## WHAT IS REQUIRED
Copy the data precisely, character for character, and leave out every picture.

[start COLLECTED DATA]

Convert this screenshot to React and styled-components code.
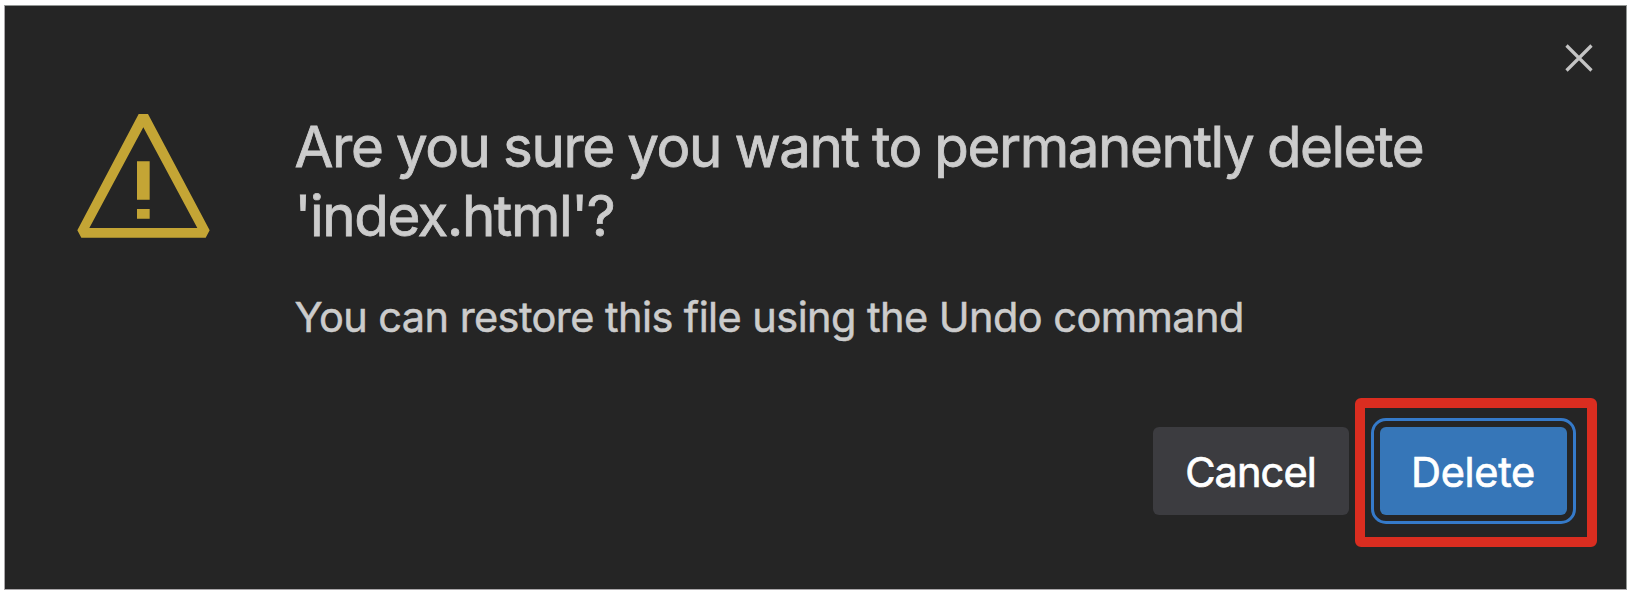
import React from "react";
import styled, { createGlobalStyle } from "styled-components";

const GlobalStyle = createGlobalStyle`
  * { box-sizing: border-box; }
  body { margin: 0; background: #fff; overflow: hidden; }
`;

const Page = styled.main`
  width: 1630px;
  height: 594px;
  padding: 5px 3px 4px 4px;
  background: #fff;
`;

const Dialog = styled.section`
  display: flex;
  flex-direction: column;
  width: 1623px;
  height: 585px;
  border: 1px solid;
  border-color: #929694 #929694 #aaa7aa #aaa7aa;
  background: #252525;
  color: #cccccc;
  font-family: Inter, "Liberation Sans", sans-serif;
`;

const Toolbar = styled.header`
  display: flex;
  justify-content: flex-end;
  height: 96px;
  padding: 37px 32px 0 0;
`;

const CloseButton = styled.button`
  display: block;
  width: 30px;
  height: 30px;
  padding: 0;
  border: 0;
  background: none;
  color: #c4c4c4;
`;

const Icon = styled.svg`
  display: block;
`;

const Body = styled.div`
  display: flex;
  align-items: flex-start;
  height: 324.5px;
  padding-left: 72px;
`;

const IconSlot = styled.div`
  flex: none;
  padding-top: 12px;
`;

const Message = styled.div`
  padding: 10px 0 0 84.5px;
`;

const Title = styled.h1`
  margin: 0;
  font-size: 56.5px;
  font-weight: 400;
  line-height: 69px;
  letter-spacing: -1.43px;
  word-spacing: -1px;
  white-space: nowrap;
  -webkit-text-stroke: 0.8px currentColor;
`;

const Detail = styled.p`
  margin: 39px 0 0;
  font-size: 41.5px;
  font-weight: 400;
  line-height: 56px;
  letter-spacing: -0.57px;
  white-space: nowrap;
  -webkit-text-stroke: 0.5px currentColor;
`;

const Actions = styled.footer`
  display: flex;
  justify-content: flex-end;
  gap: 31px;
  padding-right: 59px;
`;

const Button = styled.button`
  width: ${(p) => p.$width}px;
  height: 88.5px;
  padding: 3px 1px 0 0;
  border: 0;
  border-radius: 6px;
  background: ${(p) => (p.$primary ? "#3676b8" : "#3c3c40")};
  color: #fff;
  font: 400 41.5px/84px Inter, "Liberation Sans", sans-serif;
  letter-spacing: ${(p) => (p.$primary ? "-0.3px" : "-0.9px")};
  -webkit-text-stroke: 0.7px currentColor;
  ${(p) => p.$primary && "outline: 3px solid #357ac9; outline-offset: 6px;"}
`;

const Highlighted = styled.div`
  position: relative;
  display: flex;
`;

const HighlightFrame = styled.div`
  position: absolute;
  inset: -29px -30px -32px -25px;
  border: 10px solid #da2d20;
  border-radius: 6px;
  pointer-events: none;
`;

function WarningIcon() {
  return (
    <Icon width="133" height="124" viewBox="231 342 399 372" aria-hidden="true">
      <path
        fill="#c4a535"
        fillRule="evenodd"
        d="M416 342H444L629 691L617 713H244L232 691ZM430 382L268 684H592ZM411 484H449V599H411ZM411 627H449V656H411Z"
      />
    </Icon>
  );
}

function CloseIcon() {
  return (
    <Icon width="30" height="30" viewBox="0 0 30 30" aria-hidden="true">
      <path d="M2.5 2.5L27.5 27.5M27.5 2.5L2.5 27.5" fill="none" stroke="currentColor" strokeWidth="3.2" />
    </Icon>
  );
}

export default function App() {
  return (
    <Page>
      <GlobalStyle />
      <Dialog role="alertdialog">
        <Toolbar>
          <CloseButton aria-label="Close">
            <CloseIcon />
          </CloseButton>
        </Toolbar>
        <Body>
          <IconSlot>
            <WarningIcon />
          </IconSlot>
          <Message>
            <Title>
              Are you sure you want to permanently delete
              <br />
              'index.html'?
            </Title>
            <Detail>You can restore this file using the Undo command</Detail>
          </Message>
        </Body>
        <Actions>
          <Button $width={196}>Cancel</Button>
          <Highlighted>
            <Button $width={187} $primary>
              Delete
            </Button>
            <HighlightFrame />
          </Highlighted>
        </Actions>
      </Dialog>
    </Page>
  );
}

[end COLLECTED DATA]

## OUTPUT OF THE EXERCISE
Convert this screenshot to React and styled-components code.
import React from "react";
import styled, { createGlobalStyle } from "styled-components";

const GlobalStyle = createGlobalStyle`
  * { box-sizing: border-box; }
  body { margin: 0; background: #fff; overflow: hidden; }
`;

const Page = styled.main`
  width: 1630px;
  height: 594px;
  padding: 5px 3px 4px 4px;
  background: #fff;
`;

const Dialog = styled.section`
  display: flex;
  flex-direction: column;
  width: 1623px;
  height: 585px;
  border: 1px solid;
  border-color: #929694 #929694 #aaa7aa #aaa7aa;
  background: #252525;
  color: #cccccc;
  font-family: Inter, "Liberation Sans", sans-serif;
`;

const Toolbar = styled.header`
  display: flex;
  justify-content: flex-end;
  height: 96px;
  padding: 37px 32px 0 0;
`;

const CloseButton = styled.button`
  display: block;
  width: 30px;
  height: 30px;
  padding: 0;
  border: 0;
  background: none;
  color: #c4c4c4;
`;

const Icon = styled.svg`
  display: block;
`;

const Body = styled.div`
  display: flex;
  align-items: flex-start;
  height: 324.5px;
  padding-left: 72px;
`;

const IconSlot = styled.div`
  flex: none;
  padding-top: 12px;
`;

const Message = styled.div`
  padding: 10px 0 0 84.5px;
`;

const Title = styled.h1`
  margin: 0;
  font-size: 56.5px;
  font-weight: 400;
  line-height: 69px;
  letter-spacing: -1.43px;
  word-spacing: -1px;
  white-space: nowrap;
  -webkit-text-stroke: 0.8px currentColor;
`;

const Detail = styled.p`
  margin: 39px 0 0;
  font-size: 41.5px;
  font-weight: 400;
  line-height: 56px;
  letter-spacing: -0.57px;
  white-space: nowrap;
  -webkit-text-stroke: 0.5px currentColor;
`;

const Actions = styled.footer`
  display: flex;
  justify-content: flex-end;
  gap: 31px;
  padding-right: 59px;
`;

const Button = styled.button`
  width: ${(p) => p.$width}px;
  height: 88.5px;
  padding: 3px 1px 0 0;
  border: 0;
  border-radius: 6px;
  background: ${(p) => (p.$primary ? "#3676b8" : "#3c3c40")};
  color: #fff;
  font: 400 41.5px/84px Inter, "Liberation Sans", sans-serif;
  letter-spacing: ${(p) => (p.$primary ? "-0.3px" : "-0.9px")};
  -webkit-text-stroke: 0.7px currentColor;
  ${(p) => p.$primary && "outline: 3px solid #357ac9; outline-offset: 6px;"}
`;

const Highlighted = styled.div`
  position: relative;
  display: flex;
`;

const HighlightFrame = styled.div`
  position: absolute;
  inset: -29px -30px -32px -25px;
  border: 10px solid #da2d20;
  border-radius: 6px;
  pointer-events: none;
`;

function WarningIcon() {
  return (
    <Icon width="133" height="124" viewBox="231 342 399 372" aria-hidden="true">
      <path
        fill="#c4a535"
        fillRule="evenodd"
        d="M416 342H444L629 691L617 713H244L232 691ZM430 382L268 684H592ZM411 484H449V599H411ZM411 627H449V656H411Z"
      />
    </Icon>
  );
}

function CloseIcon() {
  return (
    <Icon width="30" height="30" viewBox="0 0 30 30" aria-hidden="true">
      <path d="M2.5 2.5L27.5 27.5M27.5 2.5L2.5 27.5" fill="none" stroke="currentColor" strokeWidth="3.2" />
    </Icon>
  );
}

export default function App() {
  return (
    <Page>
      <GlobalStyle />
      <Dialog role="alertdialog">
        <Toolbar>
          <CloseButton aria-label="Close">
            <CloseIcon />
          </CloseButton>
        </Toolbar>
        <Body>
          <IconSlot>
            <WarningIcon />
          </IconSlot>
          <Message>
            <Title>
              Are you sure you want to permanently delete
              <br />
              'index.html'?
            </Title>
            <Detail>You can restore this file using the Undo command</Detail>
          </Message>
        </Body>
        <Actions>
          <Button $width={196}>Cancel</Button>
          <Highlighted>
            <Button $width={187} $primary>
              Delete
            </Button>
            <HighlightFrame />
          </Highlighted>
        </Actions>
      </Dialog>
    </Page>
  );
}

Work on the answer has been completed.